━━━ SUPPLIED MATERIAL

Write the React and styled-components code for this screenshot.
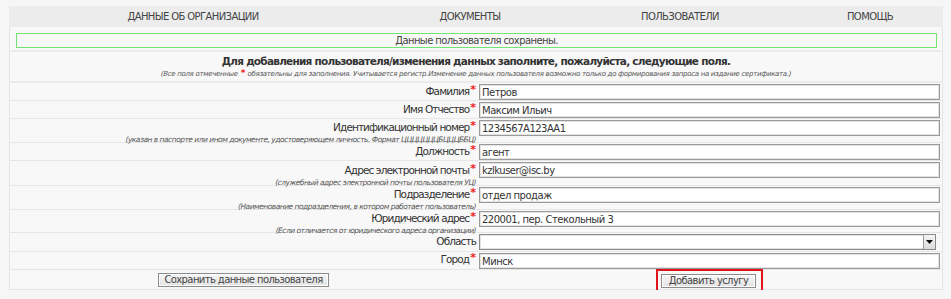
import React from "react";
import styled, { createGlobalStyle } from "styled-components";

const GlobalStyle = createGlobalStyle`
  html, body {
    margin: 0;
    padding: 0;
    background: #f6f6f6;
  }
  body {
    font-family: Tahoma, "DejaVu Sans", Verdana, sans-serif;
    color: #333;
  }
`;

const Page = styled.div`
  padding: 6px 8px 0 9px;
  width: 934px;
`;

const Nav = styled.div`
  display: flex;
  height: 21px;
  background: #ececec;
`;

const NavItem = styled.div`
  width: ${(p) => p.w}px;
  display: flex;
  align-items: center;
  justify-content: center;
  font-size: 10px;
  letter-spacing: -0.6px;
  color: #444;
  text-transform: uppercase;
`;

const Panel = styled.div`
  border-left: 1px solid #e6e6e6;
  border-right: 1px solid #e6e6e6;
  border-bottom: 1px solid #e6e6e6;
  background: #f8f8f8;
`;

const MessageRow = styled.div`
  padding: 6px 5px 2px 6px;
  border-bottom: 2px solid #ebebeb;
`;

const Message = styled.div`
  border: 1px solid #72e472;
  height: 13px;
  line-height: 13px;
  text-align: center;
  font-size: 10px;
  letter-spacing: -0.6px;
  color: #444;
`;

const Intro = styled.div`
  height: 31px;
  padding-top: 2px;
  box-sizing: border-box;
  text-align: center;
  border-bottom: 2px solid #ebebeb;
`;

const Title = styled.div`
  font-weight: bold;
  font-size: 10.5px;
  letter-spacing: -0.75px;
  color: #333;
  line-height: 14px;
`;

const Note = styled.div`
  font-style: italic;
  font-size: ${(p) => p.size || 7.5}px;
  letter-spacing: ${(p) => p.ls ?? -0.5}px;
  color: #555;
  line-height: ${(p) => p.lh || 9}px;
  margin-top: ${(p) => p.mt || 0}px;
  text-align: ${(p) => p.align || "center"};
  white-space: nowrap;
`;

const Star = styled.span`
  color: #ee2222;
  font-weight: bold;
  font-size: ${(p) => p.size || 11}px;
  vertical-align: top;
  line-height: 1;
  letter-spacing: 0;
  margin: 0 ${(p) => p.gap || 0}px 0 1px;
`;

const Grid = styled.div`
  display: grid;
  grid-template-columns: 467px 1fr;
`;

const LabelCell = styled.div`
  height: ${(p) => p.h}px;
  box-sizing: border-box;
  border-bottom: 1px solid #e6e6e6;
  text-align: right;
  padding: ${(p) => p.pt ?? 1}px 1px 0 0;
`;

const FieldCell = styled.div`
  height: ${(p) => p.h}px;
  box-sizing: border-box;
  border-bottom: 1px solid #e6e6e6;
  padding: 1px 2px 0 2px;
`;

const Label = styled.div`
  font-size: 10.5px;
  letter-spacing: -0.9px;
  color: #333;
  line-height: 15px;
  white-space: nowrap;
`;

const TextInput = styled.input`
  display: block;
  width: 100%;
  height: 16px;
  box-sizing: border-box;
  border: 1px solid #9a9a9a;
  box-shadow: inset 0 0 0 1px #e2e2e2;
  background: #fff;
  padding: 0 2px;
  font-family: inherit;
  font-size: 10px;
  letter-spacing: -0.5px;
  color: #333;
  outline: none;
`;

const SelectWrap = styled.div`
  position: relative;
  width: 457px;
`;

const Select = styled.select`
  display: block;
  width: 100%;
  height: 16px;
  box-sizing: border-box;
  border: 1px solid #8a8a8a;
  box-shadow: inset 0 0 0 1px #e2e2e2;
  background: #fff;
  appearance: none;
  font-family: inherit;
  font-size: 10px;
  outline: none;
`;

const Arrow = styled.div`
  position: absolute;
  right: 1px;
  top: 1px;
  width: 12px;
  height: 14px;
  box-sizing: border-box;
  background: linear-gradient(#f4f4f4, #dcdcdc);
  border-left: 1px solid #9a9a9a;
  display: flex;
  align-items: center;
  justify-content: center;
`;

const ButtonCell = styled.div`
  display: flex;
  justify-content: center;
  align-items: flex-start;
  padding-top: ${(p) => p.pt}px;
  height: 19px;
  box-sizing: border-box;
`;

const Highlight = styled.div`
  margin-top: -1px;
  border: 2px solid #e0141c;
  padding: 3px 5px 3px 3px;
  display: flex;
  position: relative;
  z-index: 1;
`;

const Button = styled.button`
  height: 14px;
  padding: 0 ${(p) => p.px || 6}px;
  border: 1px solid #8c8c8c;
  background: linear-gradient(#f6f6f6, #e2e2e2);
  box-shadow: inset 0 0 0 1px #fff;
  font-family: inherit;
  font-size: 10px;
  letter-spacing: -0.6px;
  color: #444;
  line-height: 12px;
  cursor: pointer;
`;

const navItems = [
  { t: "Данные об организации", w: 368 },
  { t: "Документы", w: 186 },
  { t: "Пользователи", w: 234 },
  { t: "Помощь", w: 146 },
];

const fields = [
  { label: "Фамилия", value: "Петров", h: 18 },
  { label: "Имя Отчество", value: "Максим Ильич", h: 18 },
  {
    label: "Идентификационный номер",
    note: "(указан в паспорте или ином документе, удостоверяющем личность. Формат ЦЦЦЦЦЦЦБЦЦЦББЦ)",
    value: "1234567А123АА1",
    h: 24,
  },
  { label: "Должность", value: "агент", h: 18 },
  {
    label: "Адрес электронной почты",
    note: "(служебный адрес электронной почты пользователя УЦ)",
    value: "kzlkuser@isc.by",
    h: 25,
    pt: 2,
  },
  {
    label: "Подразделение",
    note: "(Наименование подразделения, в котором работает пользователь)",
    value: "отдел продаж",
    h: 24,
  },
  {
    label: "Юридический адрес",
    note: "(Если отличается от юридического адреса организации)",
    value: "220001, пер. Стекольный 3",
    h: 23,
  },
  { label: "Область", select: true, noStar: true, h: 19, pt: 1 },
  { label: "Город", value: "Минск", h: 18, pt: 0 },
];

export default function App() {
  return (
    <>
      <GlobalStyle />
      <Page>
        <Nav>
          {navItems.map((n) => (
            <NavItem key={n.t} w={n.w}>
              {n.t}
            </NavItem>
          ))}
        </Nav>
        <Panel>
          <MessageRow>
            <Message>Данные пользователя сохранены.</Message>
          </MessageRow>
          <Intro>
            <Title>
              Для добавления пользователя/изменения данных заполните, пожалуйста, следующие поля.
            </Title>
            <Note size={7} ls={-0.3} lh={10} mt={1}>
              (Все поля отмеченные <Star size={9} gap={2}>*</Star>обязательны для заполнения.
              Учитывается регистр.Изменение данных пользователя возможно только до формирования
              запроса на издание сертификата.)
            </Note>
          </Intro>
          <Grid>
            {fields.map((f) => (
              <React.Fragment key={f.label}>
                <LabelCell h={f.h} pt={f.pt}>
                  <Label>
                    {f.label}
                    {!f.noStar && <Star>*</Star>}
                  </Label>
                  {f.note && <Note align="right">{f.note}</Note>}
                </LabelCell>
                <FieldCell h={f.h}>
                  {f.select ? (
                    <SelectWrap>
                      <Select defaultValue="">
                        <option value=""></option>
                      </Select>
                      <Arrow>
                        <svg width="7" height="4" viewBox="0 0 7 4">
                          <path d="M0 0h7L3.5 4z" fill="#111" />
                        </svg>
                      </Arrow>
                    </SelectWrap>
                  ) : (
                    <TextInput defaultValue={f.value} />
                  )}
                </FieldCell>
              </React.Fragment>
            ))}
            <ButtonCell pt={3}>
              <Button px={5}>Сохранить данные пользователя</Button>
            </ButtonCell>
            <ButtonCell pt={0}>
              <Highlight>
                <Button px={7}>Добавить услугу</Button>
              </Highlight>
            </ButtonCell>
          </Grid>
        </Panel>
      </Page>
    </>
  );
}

━━━━━━
━━━ SUPPLIED MATERIAL

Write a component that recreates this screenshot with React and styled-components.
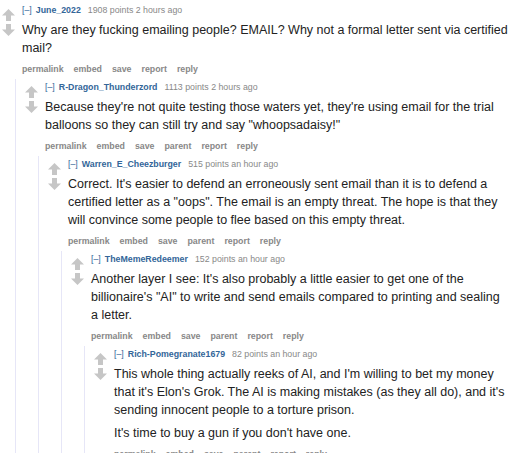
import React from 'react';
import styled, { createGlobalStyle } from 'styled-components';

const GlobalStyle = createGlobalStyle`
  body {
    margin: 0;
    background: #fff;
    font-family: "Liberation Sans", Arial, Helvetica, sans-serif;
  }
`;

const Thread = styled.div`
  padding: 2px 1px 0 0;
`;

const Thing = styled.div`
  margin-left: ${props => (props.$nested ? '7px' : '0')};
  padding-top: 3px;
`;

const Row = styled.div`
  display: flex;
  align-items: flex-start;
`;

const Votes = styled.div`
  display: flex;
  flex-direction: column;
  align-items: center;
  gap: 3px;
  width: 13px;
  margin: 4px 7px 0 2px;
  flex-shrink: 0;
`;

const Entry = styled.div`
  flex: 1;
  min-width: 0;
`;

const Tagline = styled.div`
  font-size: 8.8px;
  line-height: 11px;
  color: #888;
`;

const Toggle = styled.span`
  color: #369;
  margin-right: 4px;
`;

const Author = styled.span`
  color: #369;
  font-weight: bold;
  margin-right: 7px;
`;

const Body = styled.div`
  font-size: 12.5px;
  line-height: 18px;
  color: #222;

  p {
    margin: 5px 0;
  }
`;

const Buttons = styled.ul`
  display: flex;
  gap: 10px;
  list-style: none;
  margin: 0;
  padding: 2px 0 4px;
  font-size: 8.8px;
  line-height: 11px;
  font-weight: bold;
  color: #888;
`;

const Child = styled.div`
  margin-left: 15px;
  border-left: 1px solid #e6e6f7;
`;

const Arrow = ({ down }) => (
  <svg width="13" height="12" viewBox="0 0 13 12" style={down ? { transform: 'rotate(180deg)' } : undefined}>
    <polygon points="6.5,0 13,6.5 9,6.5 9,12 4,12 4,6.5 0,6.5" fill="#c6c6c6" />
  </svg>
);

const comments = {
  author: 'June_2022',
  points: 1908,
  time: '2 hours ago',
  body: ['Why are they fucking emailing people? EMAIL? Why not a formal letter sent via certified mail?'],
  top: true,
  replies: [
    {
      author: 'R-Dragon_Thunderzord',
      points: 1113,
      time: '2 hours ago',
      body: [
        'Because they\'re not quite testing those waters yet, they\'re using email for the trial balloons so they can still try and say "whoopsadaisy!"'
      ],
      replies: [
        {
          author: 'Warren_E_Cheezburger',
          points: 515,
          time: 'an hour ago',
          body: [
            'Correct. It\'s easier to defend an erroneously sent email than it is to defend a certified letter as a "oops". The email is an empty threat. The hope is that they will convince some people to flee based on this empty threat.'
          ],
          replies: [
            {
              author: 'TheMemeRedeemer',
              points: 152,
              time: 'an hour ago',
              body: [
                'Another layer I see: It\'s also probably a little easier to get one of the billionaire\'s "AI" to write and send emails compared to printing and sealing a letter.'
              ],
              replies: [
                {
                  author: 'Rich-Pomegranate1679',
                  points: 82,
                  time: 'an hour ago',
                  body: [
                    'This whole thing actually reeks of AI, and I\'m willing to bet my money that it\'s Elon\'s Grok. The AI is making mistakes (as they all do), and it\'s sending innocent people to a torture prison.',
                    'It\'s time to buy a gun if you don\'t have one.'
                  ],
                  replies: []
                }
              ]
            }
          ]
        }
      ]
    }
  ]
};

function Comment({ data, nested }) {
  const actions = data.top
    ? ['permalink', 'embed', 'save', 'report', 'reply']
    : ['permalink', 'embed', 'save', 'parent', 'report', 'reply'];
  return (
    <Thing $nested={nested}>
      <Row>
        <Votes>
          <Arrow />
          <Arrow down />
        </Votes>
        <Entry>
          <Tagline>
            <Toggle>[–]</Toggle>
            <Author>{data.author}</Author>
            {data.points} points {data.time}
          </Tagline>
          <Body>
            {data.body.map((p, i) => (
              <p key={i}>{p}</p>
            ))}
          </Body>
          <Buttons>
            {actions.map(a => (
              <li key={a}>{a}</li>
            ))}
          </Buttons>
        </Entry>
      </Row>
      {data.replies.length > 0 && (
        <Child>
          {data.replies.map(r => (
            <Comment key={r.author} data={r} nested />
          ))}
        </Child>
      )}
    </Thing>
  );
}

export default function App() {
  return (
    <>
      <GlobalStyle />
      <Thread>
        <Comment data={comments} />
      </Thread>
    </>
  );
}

━━━━━━
━━━ SUPPLIED MATERIAL

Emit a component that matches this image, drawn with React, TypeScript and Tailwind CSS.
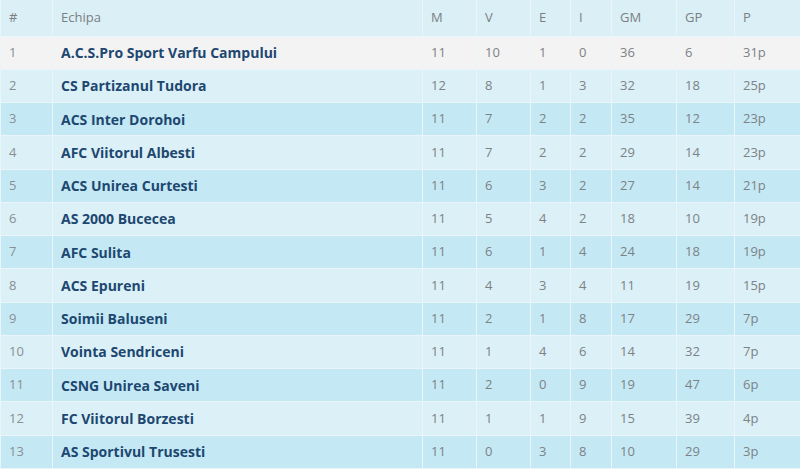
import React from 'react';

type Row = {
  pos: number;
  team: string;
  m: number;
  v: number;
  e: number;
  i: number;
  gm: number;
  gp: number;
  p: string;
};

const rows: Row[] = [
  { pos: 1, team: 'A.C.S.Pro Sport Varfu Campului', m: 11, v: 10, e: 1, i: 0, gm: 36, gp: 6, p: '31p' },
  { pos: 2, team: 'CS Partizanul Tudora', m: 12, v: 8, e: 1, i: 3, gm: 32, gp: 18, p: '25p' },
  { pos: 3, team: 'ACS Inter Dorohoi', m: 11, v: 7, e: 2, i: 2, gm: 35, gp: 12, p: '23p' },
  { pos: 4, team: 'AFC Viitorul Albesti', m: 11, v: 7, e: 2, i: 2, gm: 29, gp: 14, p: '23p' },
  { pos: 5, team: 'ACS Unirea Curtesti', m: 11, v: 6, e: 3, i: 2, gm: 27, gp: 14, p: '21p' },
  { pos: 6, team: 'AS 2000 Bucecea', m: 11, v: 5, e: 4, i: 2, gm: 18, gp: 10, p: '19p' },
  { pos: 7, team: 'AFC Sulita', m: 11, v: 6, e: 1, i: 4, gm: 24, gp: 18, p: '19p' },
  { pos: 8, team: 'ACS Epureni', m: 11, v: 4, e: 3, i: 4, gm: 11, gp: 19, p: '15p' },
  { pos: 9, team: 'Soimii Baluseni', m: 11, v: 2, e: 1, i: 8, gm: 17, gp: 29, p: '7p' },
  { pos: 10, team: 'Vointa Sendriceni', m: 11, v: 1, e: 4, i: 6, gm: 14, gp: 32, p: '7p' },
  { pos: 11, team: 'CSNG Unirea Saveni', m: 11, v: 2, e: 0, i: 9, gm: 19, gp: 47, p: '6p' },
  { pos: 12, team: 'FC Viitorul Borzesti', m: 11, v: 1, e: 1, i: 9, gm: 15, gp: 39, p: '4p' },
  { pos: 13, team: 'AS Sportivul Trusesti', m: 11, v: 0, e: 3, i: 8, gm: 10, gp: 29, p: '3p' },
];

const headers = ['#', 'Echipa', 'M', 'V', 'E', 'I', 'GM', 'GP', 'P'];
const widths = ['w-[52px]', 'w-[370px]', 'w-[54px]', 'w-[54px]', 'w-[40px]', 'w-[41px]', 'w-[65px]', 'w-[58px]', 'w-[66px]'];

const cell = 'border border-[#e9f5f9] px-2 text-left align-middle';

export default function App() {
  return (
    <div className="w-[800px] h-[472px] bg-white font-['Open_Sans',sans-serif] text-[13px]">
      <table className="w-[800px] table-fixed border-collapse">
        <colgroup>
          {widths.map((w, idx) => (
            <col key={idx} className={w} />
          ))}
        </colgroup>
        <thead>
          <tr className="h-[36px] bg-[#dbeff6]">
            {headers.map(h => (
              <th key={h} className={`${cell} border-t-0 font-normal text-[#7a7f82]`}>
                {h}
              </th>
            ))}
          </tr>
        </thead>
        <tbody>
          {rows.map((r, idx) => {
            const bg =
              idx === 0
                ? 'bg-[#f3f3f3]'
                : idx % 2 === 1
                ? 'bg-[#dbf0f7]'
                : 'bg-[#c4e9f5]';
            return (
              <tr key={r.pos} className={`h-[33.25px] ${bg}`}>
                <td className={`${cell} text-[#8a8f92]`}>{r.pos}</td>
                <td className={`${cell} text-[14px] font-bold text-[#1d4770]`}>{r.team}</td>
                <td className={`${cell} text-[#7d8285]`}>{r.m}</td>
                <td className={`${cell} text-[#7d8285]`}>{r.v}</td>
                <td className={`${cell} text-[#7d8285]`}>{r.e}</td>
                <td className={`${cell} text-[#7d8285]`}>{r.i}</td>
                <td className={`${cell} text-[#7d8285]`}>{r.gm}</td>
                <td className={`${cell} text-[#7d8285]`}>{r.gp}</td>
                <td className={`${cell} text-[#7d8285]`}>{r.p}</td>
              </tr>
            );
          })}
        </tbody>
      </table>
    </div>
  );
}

━━━━━━

Tally up how many lines in the preceding listing contain the word "React". Give nothing but the number.

* **ANSWER TO THIS EXERCISE**:
8